• SET EXERCISE
Report all lines from the entries below in which "this" appears.

• SUPPLIED INFORMATION
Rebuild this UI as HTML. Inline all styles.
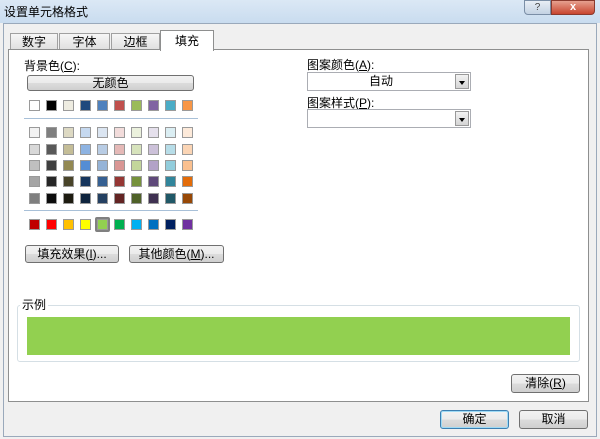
<!DOCTYPE html>
<html><head><meta charset="utf-8"><style>
*{margin:0;padding:0;box-sizing:border-box}
body{width:600px;height:439px;overflow:hidden;background:#f0f0f0;font-family:"Liberation Sans","Noto Sans CJK SC",sans-serif;font-size:12px;color:#000;position:relative}
.a{position:absolute}
.sw{position:absolute;width:11px;height:11px;border:1px solid #9a9a9a}
.btn{position:absolute;border:1px solid #707070;border-radius:3px;background:linear-gradient(#f2f2f2,#ebebeb 50%,#dcdcdc 51%,#cfcfcf);text-align:center;font-size:12px;line-height:16px}
.combo{position:absolute;background:#fff;border:1px solid #abadb3}
.dd{position:absolute;right:1px;top:1px;width:14px;bottom:1px;background:linear-gradient(#f2f2f2,#d5d5d5);border:1px solid #999}
.dd:after{content:"";position:absolute;left:3px;top:6px;border-left:3px solid transparent;border-right:3px solid transparent;border-top:4px solid #000}
.tab{position:absolute;top:33px;height:16px;background:linear-gradient(#f6f6f6,#e0e0e0);border:1px solid #a0a0a0;border-bottom:none;text-align:center;line-height:16px}
</style></head><body>
<div class="a" style="left:0;top:0;width:600px;height:23px;background:linear-gradient(#dbe8f5,#c9dcef)"></div>
<div class="a" style="left:4px;top:3px;font-size:12px">设置单元格格式</div>
<div class="a" style="left:524px;top:0;width:27px;height:15px;border:1px solid #7a8ea6;border-radius:0 0 0 4px;background:linear-gradient(#e8eef5,#c3d2e3);text-align:center;font-size:10px;line-height:13px;color:#444">?</div>
<div class="a" style="left:551px;top:0;width:44px;height:15px;border:1px solid #8a3a2e;border-radius:0 0 4px 0;background:linear-gradient(#e6a08f,#c8452f);text-align:center;color:#fff;font-weight:bold;font-size:11px;line-height:13px">x</div>
<div class="a" style="left:3px;top:23px;width:594px;height:414px;border:1px solid #9aa9bb;background:#f0f0f0"></div>
<div class="tab" style="left:10px;width:48px">数字</div>
<div class="tab" style="left:59px;width:51px">字体</div>
<div class="tab" style="left:111px;width:49px">边框</div>
<div class="a" style="left:8px;top:49px;width:581px;height:353px;background:#fff;border:1px solid #8e8f8f"></div>
<div class="a" style="left:160px;top:30px;width:54px;height:21px;background:#fff;border:1px solid #8e8f8f;border-bottom:none;text-align:center;line-height:20px">填充</div>
<div class="a" style="left:24px;top:57px">背景色(<u>C</u>):</div>
<div class="btn" style="left:27px;top:75px;width:167px;height:16px;line-height:14px">无颜色</div>
<div class="a" style="left:24px;top:118px;width:174px;height:1px;background:#a8c0d8"></div>
<div class="a" style="left:24px;top:210px;width:174px;height:1px;background:#a8c0d8"></div>
<div id="g"></div>
<div class="a" style="left:95px;top:217px;width:15px;height:15px;border:2px solid #808080;border-radius:2px"></div>
<div class="btn" style="left:25px;top:245px;width:94px;height:18px">填充效果(<u>I</u>)...</div>
<div class="btn" style="left:129px;top:245px;width:95px;height:18px">其他颜色(<u>M</u>)...</div>
<div class="a" style="left:307px;top:56px">图案颜色(<u>A</u>):</div>
<div class="combo" style="left:307px;top:72px;width:164px;height:19px"><div style="position:absolute;left:0;right:16px;text-align:center;line-height:17px">自动</div><div class="dd"></div></div>
<div class="a" style="left:307px;top:94px">图案样式(<u>P</u>):</div>
<div class="combo" style="left:307px;top:109px;width:164px;height:19px"><div class="dd"></div></div>
<div class="a" style="left:17px;top:305px;width:563px;height:57px;border:1px solid #d5dfe5;border-radius:3px"></div>
<div class="a" style="left:20px;top:296px;background:#fff;padding:0 2px">示例</div>
<div class="a" style="left:27px;top:317px;width:543px;height:38px;background:#92d050"></div>
<div class="btn" style="left:511px;top:374px;width:69px;height:19px">清除(<u>R</u>)</div>
<div class="btn" style="left:440px;top:410px;width:69px;height:19px;border-color:#3c7fb1;box-shadow:inset 0 0 0 1px #9edaf5">确定</div>
<div class="btn" style="left:519px;top:410px;width:69px;height:19px">取消</div>
<script>
var rows=[
["FFFFFF","000000","EEECE1","1F497D","4F81BD","C0504D","9BBB59","8064A2","4BACC6","F79646"],
["F2F2F2","7F7F7F","DDD9C3","C6D9F0","DBE5F1","F2DCDB","EBF1DD","E5E0EC","DBEEF3","FDEADA"],
["D8D8D8","595959","C4BD97","8DB3E2","B8CCE4","E5B9B7","D7E3BC","CCC1D9","B7DDE8","FBD5B5"],
["BFBFBF","3F3F3F","938953","548DD4","95B3D7","D99694","C3D69B","B2A2C7","92CDDC","FAC08F"],
["A5A5A5","262626","494429","17365D","366092","953734","76923C","5F497A","31859B","E36C09"],
["7F7F7F","0C0C0C","1D1B10","0F243E","244061","632423","4F6128","3F3151","205867","974806"],
["C00000","FF0000","FFC000","FFFF00","92D050","00B050","00B0F0","0070C0","002060","7030A0"]];
var ys=[100,127,144,160,176,193,219],h="";
rows.forEach(function(r,i){r.forEach(function(c,j){h+='<div class="sw" style="left:'+(29+j*17)+'px;top:'+ys[i]+'px;background:#'+c+'"></div>';});});
document.getElementById("g").innerHTML=h;
</script>
</body></html>
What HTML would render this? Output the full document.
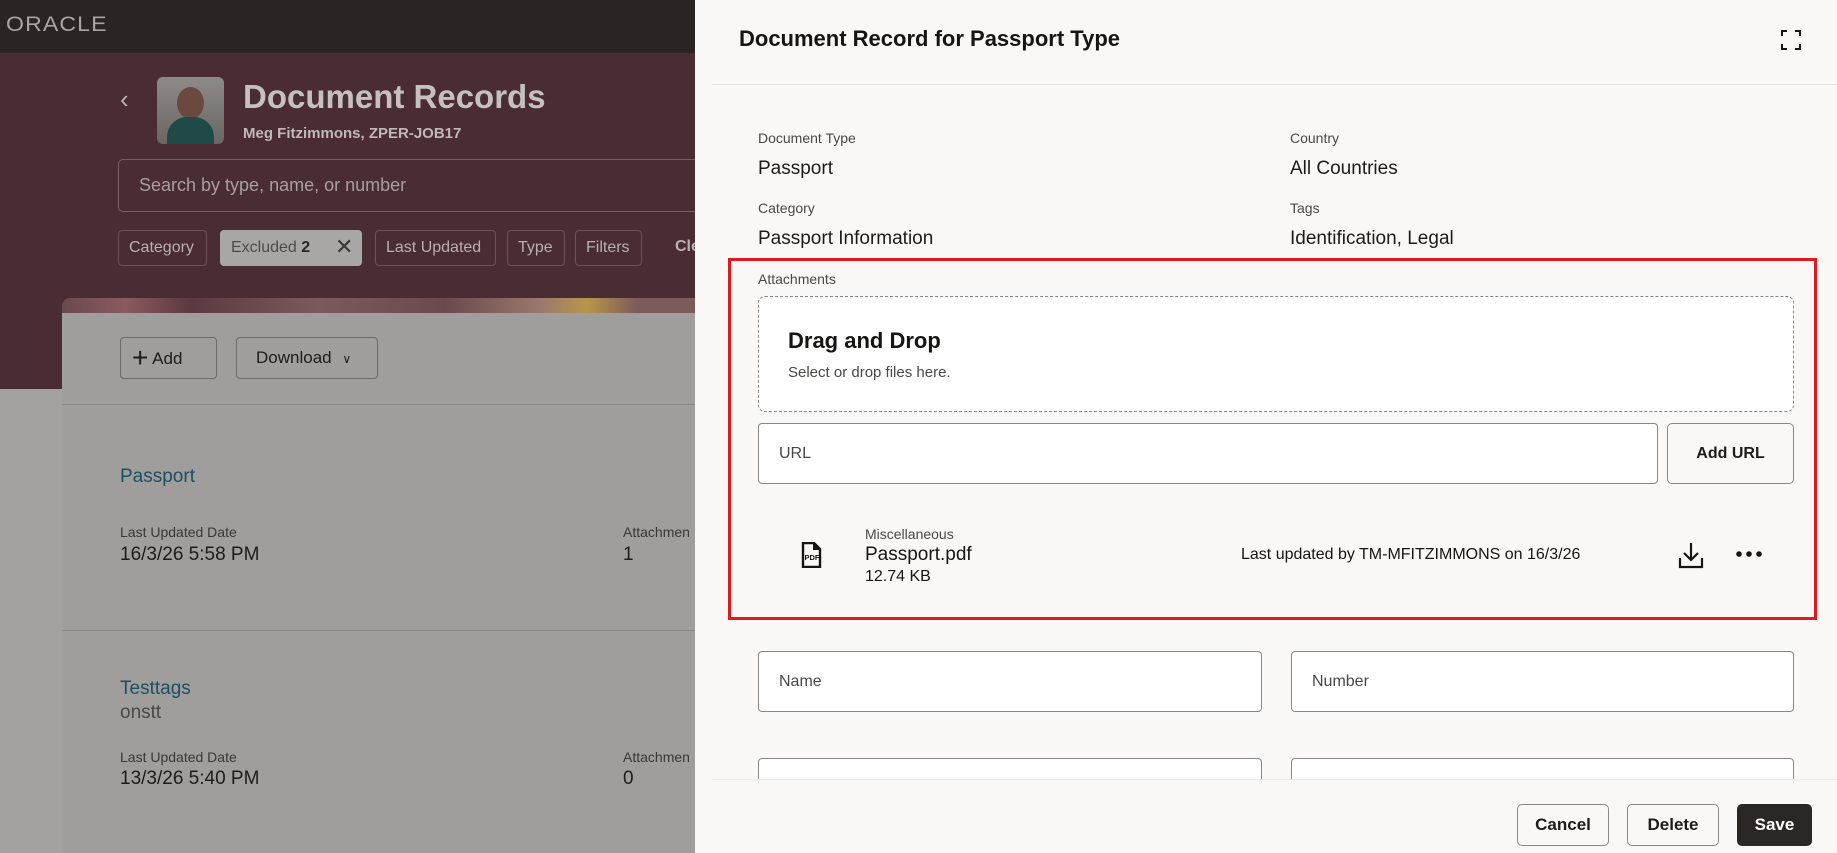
<!DOCTYPE html>
<html><head><meta charset="utf-8"><style>
*{box-sizing:border-box;margin:0;padding:0}
body{width:1837px;height:853px;overflow:hidden;position:relative;font-family:"Liberation Sans",sans-serif;background:#a3a2a0}
.a{position:absolute;white-space:nowrap}
.chip{position:absolute;top:230px;height:36px;border:1px solid #6e5258;border-radius:4px;color:#b9b0b1;font-size:16px;line-height:34px;padding:0 10px}
.lbl{font-size:14px;color:#4a4846}
.val{font-size:19px;color:#1e1c1b}
.inp{position:absolute;background:#fff;border:1px solid #8a8886;border-radius:4px;font-size:16px;color:#4a4846;padding-left:20px}
.btn{position:absolute;border:1px solid #8a8886;border-radius:5px;background:#f9f8f6;font-size:17px;font-weight:bold;color:#1e1c1b;text-align:center}
</style></head><body>
<div class="a" style="left:0;top:0;width:695px;height:53px;background:#2a2523"></div>
<div class="a" style="left:6px;top:13px;font-size:21px;color:#a8a5a3;letter-spacing:1px;transform:scaleX(1.1);transform-origin:left">ORACLE</div>
<div class="a" style="left:0;top:53px;width:695px;height:336px;background:#4a2c33"></div>
<div class="a" style="left:120px;top:84px;font-size:26px;color:#b9b0b1">&#8249;</div>
<div class="a" style="left:157px;top:77px;width:67px;height:67px;border-radius:6px;background:linear-gradient(#8e8a88,#6a6664);overflow:hidden">
<div style="position:absolute;left:20px;top:10px;width:27px;height:32px;border-radius:50%;background:#6a4a3e"></div>
<div style="position:absolute;left:10px;top:40px;width:47px;height:30px;border-radius:20px 20px 0 0;background:#1f4a48"></div></div>
<div class="a" style="left:243px;top:78px;font-size:33px;font-weight:bold;color:#c6c1c1">Document Records</div>
<div class="a" style="left:243px;top:125px;font-size:15px;font-weight:bold;color:#c0b8b9">Meg Fitzimmons, ZPER-JOB17</div>
<div class="a" style="left:118px;top:159px;width:620px;height:53px;border:1px solid #7a6065;border-radius:5px"></div>
<div class="a" style="left:139px;top:175px;font-size:18px;color:#a89fa0">Search by type, name, or number</div>
<div class="chip" style="left:118px;width:89px">Category</div>
<div class="chip" style="left:220px;width:142px;background:#a9a7a6;border-color:#a9a7a6;color:#4e4a49">Excluded <b style="color:#2a2625">2</b> <span style="position:absolute;left:114px;top:-1px;font-size:22px;color:#3a3635">✕</span></div>
<div class="chip" style="left:375px;width:121px">Last Updated</div>
<div class="chip" style="left:507px;width:58px">Type</div>
<div class="chip" style="left:575px;width:67px">Filters</div>
<div class="a" style="left:675px;top:238px;font-size:16px;font-weight:bold;color:#b9b0b1">Cle</div>
<div class="a" style="left:62px;top:298px;width:640px;height:16px;border-radius:8px 0 0 0;background:linear-gradient(90deg,#6a4a50,#8a5a60 10%,#5a3a40 20%,#7a5a5c 40%,#6a4a4e 60%,#9a7a6c 75%,#b8964a 82%,#7a5a5a 90%)"></div>
<div class="a" style="left:62px;top:313px;width:640px;height:540px;background:#9f9e9c"></div>
<div class="a" style="left:120px;top:337px;width:97px;height:42px;border:1px solid #6e6c6a;border-radius:4px;font-size:17px;color:#1e1c1b;line-height:40px;padding-left:11px"><span style="font-size:28px;vertical-align:-3px">+</span> Add</div>
<div class="a" style="left:236px;top:337px;width:142px;height:42px;border:1px solid #6e6c6a;border-radius:4px;font-size:17px;color:#1e1c1b;line-height:40px;padding-left:19px">Download <span style="font-size:12px;margin-left:6px">&#8744;</span></div>
<div class="a" style="left:62px;top:404px;width:640px;height:1px;background:#8a8987"></div>
<div class="a" style="left:120px;top:466px;font-size:19px;color:#1d4f63">Passport</div>
<div class="a" style="left:120px;top:524px;font-size:14px;color:#3a3837">Last Updated Date</div>
<div class="a" style="left:120px;top:544px;font-size:19px;color:#1e1c1b">16/3/26 5:58 PM</div>
<div class="a" style="left:623px;top:524px;font-size:14px;color:#3a3837">Attachmen</div>
<div class="a" style="left:623px;top:544px;font-size:19px;color:#1e1c1b">1</div>
<div class="a" style="left:62px;top:630px;width:640px;height:1px;background:#8a8987"></div>
<div class="a" style="left:120px;top:678px;font-size:19px;color:#1d4f63">Testtags</div>
<div class="a" style="left:120px;top:702px;font-size:19px;color:#4a4846">onstt</div>
<div class="a" style="left:120px;top:749px;font-size:14px;color:#3a3837">Last Updated Date</div>
<div class="a" style="left:120px;top:768px;font-size:19px;color:#1e1c1b">13/3/26 5:40 PM</div>
<div class="a" style="left:623px;top:749px;font-size:14px;color:#3a3837">Attachmen</div>
<div class="a" style="left:623px;top:768px;font-size:19px;color:#1e1c1b">0</div>
<div class="a" style="left:695px;top:0;width:1142px;height:853px;background:#f9f8f6"></div>
<div class="a" style="left:739px;top:26px;font-size:22px;font-weight:bold;color:#161513">Document Record for Passport Type</div>
<svg class="a" style="left:1780px;top:29px" width="22" height="22" viewBox="0 0 22 22" fill="none" stroke="#161513" stroke-width="2"><path d="M2 7V2h5M15 2h5v5M20 15v5h-5M7 20H2v-5"/></svg>
<div class="a" style="left:712px;top:84px;width:1125px;height:1px;background:#e8e6e3"></div>
<div class="a lbl" style="left:758px;top:130px">Document Type</div>
<div class="a val" style="left:758px;top:158px">Passport</div>
<div class="a lbl" style="left:1290px;top:130px">Country</div>
<div class="a val" style="left:1290px;top:158px">All Countries</div>
<div class="a lbl" style="left:758px;top:200px">Category</div>
<div class="a val" style="left:758px;top:228px">Passport Information</div>
<div class="a lbl" style="left:1290px;top:200px">Tags</div>
<div class="a val" style="left:1290px;top:228px">Identification, Legal</div>
<div class="a" style="left:728px;top:258px;width:1089px;height:362px;border:3px solid #e0191f"></div>
<div class="a lbl" style="left:758px;top:271px">Attachments</div>
<div class="a" style="left:758px;top:296px;width:1036px;height:116px;background:#fff;border:1px dashed #8a8886;border-radius:7px"></div>
<div class="a" style="left:788px;top:328px;font-size:22px;font-weight:bold;color:#161513">Drag and Drop</div>
<div class="a" style="left:788px;top:364px;font-size:15px;color:#4a4846">Select or drop files here.</div>
<div class="inp" style="left:758px;top:423px;width:900px;height:61px;line-height:59px">URL</div>
<div class="btn" style="left:1667px;top:423px;width:127px;height:61px;line-height:59px;font-size:16px">Add URL</div>
<svg class="a" style="left:800px;top:542px" width="24" height="26" viewBox="0 0 24 26"><path d="M3 1h11l6 6v18H3z" fill="none" stroke="#161513" stroke-width="2.4"/><path d="M13 1v7h7" fill="#161513"/><text x="4.5" y="18" font-size="7.5" font-weight="bold" font-family="Liberation Sans" fill="#161513">PDF</text></svg>
<div class="a" style="left:865px;top:526px;font-size:14px;color:#4a4846">Miscellaneous</div>
<div class="a" style="left:865px;top:544px;font-size:19px;color:#161513">Passport.pdf</div>
<div class="a" style="left:865px;top:568px;font-size:16px;color:#161513">12.74 KB</div>
<div class="a" style="left:1241px;top:546px;font-size:16px;color:#161513">Last updated by TM-MFITZIMMONS on 16/3/26</div>
<svg class="a" style="left:1678px;top:541px" width="26" height="28" viewBox="0 0 26 28" fill="none" stroke="#161513" stroke-width="2.2"><path d="M13 2v16M6 12l7 7 7-7M2 17v9h22v-9"/></svg>
<svg class="a" style="left:1735px;top:550px" width="28" height="8"><circle cx="4" cy="4" r="2.8" fill="#161513"/><circle cx="14" cy="4" r="2.8" fill="#161513"/><circle cx="24" cy="4" r="2.8" fill="#161513"/></svg>
<div class="inp" style="left:758px;top:651px;width:504px;height:61px;line-height:59px">Name</div>
<div class="inp" style="left:1291px;top:651px;width:503px;height:61px;line-height:59px">Number</div>
<div class="inp" style="left:758px;top:758px;width:504px;height:40px"></div>
<div class="inp" style="left:1291px;top:758px;width:503px;height:40px"></div>
<div class="a" style="left:712px;top:779px;width:1125px;height:74px;background:#f9f8f6;border-top:1px solid #eceae7"></div>
<div class="btn" style="left:1517px;top:804px;width:92px;height:42px;line-height:40px">Cancel</div>
<div class="btn" style="left:1627px;top:804px;width:92px;height:42px;line-height:40px">Delete</div>
<div class="btn" style="left:1737px;top:804px;width:75px;height:42px;line-height:40px;background:#2a2725;border-color:#2a2725;color:#fff">Save</div>
</body></html>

• WORKED ANSWER
Rebuild this UI as HTML. Inline all styles.
What HTML would render this? Output the full document.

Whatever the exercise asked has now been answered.